Mais n’oublions pas que les États-Unis ont, avec la guerre d’Irak de
2003, et avant elle le soutien au jihad afghan, alimenté cette spirale
qui aujourd’hui les rattrape. La liste des responsabilités est très
longue et les conséquences des politiques occidentales aléatoires
terribles pour le monde entier.
Nous n’assistons à rien de moins qu’à un nouveau Vietnam, une guerre
sans fin, un bourbier sanglant et sans issue, d’une administration
américaine à l’autre. Certes, il est peu probable que les États-Unis se
réengagent au sol à l’exception des conseillers militaires et forces
spéciales déjà déployés, ne serait-ce que parce que l’opinion américaine
y est extrêmement hostile. Mais l’enlisement n’en est pas moins réel.
D’ailleurs, la coalition internationale est de plus en plus hermétique
quant aux informations stratégiques qu’elle diffuse auprès de la société
civile. Ce n’est pas un hasard.
RT France: Et le facteur turc dans tout cela, comment l'analysez-vous ?
Myriam Benraad: La Turquie défend cyniquement ses
intérêts, avant le combat contre Daech. S’il faut à la fois « endiguer »

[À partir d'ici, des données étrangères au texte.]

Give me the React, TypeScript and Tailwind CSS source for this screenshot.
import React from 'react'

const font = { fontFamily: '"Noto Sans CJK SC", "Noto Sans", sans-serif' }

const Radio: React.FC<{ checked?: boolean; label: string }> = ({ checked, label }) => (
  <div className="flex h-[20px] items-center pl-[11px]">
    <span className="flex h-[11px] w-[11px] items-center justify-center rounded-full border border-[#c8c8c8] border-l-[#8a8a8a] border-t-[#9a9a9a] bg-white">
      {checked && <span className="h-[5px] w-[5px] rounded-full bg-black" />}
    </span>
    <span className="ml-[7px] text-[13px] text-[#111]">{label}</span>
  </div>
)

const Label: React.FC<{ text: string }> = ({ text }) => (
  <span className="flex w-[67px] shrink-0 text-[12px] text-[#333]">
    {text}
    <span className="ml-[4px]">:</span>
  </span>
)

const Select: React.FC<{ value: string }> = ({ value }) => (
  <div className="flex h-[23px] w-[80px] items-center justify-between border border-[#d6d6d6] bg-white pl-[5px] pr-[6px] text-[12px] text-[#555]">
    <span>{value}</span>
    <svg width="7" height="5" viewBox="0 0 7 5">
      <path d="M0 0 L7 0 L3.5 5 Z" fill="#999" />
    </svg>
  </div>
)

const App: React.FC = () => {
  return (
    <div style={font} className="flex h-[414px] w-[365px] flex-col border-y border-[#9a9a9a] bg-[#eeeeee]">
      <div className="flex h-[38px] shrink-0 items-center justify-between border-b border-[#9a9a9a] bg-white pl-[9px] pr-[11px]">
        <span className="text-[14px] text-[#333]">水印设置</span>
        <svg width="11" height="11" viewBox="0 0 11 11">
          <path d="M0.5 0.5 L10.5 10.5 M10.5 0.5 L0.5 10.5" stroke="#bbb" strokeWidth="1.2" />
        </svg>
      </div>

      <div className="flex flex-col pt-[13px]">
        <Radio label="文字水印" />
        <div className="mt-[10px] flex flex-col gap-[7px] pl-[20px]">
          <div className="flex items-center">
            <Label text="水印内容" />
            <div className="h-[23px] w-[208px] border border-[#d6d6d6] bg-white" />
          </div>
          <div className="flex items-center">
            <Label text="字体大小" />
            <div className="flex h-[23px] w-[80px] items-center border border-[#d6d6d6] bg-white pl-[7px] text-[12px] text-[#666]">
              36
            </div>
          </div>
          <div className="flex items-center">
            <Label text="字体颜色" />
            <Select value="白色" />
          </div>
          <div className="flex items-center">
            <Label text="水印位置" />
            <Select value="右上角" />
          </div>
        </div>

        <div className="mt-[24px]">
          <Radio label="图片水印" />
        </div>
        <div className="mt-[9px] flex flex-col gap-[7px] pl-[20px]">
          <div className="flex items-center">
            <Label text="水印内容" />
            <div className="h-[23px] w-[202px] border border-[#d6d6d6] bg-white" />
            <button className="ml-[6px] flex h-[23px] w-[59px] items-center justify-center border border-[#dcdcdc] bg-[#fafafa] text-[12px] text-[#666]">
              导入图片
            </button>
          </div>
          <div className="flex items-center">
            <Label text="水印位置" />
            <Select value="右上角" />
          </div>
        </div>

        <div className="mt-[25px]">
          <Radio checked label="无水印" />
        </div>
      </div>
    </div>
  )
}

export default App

les jihadistes et la guérilla kurde, considérés comme des ennemis, les
Turcs le feront sans états d’âme.
Qu’est-ce que l’« État islamique » exactement ?
Myriam Benraad: C’est un objet hybride, complexe,
parti d’Irak initialement et qui s’est transformé en mouvance sunnite
transfrontalière au Moyen-Orient, puis en groupe terroriste global.
C'est en quelque sorte une nouvelle internationale sanglante des temps
modernes. Les bombardements ne règleront pas le problème car ce «
problème », c’est également le nôtre.